Supreme Court Overturns NLRB Standard On Supervisory Status
The U.S. Supreme Court has just overturned a key element of the standard long applied by the National Labor Relations Board (“NLRB”) in determining whether an employee is a supervisor. The Court ruled that certain registered nurses were supervisors where they directed the work of other employees through the exercise of “ordinary professional or technical judgment.” NLRB v. Kentucky River Community Care, Inc., No. 99-1815 (May 29, 2001).
The National Labor Relations Act (“NLRA”), which protects the right of employees to engage in collective bargaining and other union-related activity, expressly excludes “supervisors” from the definition of “employees” and thereby from the protections of the statute. The NLRA defines supervisor as an individual who has the authority, in the interest of the employer “to hire, transfer, suspend, lay off, recall, promote, discharge, assign, reward, or discipline other employees, or responsibly to direct them” provided that the exercise of such authority “is not of a merely routine or clerical nature, but requires the use of independent judgment.” In interpreting the supervisor exclusion, the NLRB has long held that where an individual directs other employees using “ordinary professional or technical judgment,” such direction does not constitute “responsible direction” so as to make the individual a supervisor. The NLRB reasoned that such direction arises out of the individual’s expertise and experience rather than his or her exercise of true management prerogatives.

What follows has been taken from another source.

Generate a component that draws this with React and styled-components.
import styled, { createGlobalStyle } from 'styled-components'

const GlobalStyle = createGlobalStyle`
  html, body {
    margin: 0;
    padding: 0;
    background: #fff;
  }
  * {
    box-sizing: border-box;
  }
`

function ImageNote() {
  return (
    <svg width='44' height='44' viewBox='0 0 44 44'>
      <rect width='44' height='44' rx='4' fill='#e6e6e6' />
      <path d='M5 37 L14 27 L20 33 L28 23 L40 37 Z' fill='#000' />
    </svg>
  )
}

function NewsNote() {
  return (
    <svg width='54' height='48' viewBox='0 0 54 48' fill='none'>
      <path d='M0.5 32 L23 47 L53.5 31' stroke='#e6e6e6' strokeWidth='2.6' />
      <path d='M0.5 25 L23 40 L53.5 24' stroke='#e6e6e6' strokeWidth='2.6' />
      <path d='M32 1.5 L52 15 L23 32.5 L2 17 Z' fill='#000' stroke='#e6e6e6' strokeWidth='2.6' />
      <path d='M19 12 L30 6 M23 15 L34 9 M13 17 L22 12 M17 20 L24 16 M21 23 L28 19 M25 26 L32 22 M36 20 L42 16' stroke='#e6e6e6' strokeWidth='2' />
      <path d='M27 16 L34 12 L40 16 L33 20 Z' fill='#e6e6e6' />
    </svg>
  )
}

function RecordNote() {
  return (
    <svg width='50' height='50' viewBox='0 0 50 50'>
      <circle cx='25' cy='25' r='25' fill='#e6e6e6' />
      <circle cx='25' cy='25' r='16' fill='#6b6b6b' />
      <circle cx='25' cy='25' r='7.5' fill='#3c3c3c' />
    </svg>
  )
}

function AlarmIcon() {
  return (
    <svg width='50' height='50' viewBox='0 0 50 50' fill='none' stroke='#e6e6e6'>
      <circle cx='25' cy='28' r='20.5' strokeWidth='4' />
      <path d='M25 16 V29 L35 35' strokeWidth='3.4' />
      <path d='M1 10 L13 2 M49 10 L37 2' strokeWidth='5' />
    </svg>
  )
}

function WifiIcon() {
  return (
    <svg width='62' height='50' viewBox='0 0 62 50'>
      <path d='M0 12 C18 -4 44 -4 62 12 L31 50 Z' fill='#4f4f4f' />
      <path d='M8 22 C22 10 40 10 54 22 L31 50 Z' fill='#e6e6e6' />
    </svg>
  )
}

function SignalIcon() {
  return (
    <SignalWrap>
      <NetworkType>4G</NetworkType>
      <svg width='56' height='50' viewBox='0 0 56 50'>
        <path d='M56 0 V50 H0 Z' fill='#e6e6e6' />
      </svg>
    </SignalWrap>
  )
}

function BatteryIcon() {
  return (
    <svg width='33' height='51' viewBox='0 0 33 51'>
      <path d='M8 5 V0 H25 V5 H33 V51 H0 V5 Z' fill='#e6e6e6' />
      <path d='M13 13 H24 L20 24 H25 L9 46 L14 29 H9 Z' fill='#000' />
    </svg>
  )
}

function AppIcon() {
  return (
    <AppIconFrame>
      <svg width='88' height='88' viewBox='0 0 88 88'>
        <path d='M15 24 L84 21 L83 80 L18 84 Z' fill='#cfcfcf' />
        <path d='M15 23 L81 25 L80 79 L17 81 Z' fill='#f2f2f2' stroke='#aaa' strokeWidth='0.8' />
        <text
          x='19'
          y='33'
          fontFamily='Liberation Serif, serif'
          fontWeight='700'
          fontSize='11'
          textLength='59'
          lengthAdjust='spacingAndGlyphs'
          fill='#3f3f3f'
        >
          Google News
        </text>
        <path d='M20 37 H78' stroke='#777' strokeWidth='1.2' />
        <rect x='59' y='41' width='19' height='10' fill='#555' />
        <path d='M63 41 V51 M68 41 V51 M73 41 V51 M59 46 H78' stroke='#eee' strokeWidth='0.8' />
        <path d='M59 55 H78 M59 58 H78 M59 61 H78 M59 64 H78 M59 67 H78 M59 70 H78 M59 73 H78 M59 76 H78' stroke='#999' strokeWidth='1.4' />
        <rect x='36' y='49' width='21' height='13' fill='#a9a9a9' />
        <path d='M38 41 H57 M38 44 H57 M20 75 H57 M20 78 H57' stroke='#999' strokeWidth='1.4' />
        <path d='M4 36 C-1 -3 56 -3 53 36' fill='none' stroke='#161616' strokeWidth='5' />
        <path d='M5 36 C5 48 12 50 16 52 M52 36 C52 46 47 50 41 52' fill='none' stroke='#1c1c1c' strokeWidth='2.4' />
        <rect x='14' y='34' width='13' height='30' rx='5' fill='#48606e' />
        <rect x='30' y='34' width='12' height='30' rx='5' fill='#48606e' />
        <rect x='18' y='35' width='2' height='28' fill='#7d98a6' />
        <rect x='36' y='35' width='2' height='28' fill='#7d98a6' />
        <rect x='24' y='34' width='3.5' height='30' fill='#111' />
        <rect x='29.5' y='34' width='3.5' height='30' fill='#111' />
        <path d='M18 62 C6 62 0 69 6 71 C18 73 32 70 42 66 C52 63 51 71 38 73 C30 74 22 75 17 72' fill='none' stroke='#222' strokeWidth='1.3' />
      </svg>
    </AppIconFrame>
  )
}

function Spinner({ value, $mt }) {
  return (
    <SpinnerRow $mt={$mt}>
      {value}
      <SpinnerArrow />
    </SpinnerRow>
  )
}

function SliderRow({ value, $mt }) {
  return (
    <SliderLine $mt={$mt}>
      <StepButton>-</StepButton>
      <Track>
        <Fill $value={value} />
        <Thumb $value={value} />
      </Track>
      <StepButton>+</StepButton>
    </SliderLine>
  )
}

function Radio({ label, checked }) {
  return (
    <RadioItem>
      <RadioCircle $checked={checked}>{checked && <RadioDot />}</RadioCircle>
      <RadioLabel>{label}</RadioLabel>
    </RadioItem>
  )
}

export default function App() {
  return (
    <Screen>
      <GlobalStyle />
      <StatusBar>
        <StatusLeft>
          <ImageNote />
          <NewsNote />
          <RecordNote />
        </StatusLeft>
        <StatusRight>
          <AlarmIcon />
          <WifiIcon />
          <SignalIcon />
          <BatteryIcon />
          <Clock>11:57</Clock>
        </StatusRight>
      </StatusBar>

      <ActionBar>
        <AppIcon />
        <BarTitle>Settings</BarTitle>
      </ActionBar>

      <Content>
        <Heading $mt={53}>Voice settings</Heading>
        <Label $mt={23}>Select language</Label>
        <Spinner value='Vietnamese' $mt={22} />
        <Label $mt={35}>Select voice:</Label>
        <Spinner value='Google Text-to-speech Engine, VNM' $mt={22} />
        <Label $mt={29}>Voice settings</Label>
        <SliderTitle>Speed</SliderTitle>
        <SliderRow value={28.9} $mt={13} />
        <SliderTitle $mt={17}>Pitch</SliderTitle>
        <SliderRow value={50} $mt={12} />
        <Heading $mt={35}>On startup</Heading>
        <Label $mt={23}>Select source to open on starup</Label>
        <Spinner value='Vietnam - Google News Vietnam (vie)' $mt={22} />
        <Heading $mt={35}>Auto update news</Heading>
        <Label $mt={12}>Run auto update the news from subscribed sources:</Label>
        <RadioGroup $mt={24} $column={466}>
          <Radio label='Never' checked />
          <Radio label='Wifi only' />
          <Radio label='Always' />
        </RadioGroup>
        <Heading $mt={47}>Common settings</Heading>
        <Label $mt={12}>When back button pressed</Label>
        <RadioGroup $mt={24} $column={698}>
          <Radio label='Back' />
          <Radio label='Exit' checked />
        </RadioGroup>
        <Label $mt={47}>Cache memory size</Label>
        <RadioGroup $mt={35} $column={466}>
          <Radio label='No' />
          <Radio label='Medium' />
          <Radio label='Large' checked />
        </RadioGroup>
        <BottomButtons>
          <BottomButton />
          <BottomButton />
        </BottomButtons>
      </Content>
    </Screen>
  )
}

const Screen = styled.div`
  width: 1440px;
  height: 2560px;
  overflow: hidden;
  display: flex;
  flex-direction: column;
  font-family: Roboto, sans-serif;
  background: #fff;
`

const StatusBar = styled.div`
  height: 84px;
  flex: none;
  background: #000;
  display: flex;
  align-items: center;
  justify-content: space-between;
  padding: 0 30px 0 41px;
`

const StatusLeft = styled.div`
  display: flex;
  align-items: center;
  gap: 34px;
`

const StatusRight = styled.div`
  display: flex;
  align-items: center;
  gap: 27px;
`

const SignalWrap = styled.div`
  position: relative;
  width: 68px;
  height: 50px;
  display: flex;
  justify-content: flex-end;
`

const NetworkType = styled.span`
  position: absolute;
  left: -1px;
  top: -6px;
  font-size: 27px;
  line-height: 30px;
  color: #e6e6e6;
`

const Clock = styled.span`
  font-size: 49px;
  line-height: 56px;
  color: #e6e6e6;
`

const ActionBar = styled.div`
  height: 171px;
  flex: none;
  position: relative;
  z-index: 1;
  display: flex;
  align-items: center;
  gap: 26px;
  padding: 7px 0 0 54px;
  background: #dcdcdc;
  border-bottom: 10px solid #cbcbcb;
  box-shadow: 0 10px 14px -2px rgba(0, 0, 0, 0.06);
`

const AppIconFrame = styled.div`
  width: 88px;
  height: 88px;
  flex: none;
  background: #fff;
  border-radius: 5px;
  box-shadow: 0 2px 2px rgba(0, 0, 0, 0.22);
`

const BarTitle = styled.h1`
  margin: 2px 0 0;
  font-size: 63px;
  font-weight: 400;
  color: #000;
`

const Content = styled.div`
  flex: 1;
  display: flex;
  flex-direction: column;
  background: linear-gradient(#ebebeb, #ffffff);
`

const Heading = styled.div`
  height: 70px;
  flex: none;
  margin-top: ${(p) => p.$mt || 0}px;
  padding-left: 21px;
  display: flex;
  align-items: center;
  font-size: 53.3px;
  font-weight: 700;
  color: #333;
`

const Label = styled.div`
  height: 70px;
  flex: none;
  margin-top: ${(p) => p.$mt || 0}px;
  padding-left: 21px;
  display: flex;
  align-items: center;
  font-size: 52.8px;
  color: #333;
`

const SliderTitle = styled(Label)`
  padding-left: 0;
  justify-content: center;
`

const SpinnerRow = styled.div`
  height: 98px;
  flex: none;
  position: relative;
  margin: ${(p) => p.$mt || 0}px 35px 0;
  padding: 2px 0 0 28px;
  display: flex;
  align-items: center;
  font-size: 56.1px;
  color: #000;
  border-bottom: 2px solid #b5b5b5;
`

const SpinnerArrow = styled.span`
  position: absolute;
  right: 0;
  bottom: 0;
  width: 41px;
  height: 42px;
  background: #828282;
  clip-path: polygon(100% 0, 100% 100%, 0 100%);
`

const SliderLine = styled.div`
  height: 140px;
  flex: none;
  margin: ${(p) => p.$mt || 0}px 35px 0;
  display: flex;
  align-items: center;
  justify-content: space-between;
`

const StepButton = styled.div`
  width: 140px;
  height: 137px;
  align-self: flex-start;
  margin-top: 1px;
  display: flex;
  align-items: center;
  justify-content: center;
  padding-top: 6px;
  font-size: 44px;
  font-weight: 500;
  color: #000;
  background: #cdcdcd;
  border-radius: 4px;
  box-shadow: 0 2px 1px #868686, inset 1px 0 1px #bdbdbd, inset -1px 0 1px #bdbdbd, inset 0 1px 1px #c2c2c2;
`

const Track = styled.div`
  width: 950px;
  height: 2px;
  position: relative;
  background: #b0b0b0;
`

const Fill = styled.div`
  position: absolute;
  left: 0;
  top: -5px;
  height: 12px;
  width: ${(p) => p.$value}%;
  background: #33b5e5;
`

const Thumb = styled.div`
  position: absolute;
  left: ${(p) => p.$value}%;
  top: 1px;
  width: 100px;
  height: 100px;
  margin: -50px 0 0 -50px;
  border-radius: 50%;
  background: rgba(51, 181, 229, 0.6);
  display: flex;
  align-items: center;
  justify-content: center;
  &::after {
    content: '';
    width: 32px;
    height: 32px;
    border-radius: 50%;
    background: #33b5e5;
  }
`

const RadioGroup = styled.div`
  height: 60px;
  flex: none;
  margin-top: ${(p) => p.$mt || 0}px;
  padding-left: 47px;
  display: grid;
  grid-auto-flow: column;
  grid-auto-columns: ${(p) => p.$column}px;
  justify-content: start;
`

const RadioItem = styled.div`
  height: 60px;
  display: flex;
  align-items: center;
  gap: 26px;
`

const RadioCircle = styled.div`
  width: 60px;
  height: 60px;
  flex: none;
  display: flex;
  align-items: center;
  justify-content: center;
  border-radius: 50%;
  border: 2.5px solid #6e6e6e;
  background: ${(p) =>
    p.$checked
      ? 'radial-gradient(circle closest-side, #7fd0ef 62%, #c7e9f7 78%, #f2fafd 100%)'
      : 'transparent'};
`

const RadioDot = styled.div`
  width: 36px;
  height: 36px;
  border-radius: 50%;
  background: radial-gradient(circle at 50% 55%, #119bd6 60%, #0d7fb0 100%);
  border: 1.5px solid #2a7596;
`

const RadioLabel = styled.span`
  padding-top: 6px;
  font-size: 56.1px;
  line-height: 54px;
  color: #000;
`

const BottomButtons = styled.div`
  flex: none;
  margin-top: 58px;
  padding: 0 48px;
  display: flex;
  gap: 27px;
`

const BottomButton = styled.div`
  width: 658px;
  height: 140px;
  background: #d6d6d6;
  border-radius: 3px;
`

In the Kentucky River case, the NLRB applied these standards and rejected the contention of the employer, an operator of a health care facility, that its nurses were supervisors who should be excluded from a facility-wide bargaining unit a union sought. The Supreme Court overruled the NLRB’s decision, finding that the NLRB’s standard for determining supervisory status is inconsistent with the terms of the NLRA. The statute itself, the Court noted, sets forth only three elements in the definition of supervisors: (1) they hold the authority to perform any of the enumerated personnel actions; (2) their exercise of this authority is not merely routine but requires independent judgment; and (3) they act “in the interest of the employer.” The NLRB exceeded its authority, the Court found, by adding an additional element which is not found in the statute — a requirement that the individual exercise more than “ordinary professional or technical judgment” in directing other employees in order to be considered a supervisor.
The primary effect of the Kentucky River decision will be to make it easier for employers to establish that individuals are statutory supervisors and therefore ineligible to unionize. However, the expansion of the definition of supervisors also carries pitfalls for employers. Since employers are generally responsible for the conduct of all of their supervisors, employers involved in union organizing campaigns may be found to have committed unfair labor practices by virtue of the actions of individuals who the employer did not realize were supervisors and who would not have been considered supervisors under prior law. It is in the interest of all employers, even before the onset of union activity, to periodically review their operations and determine clearly which employees qualify as supervisors in light of the change in the applicable standard arising from the Kentucky River decision.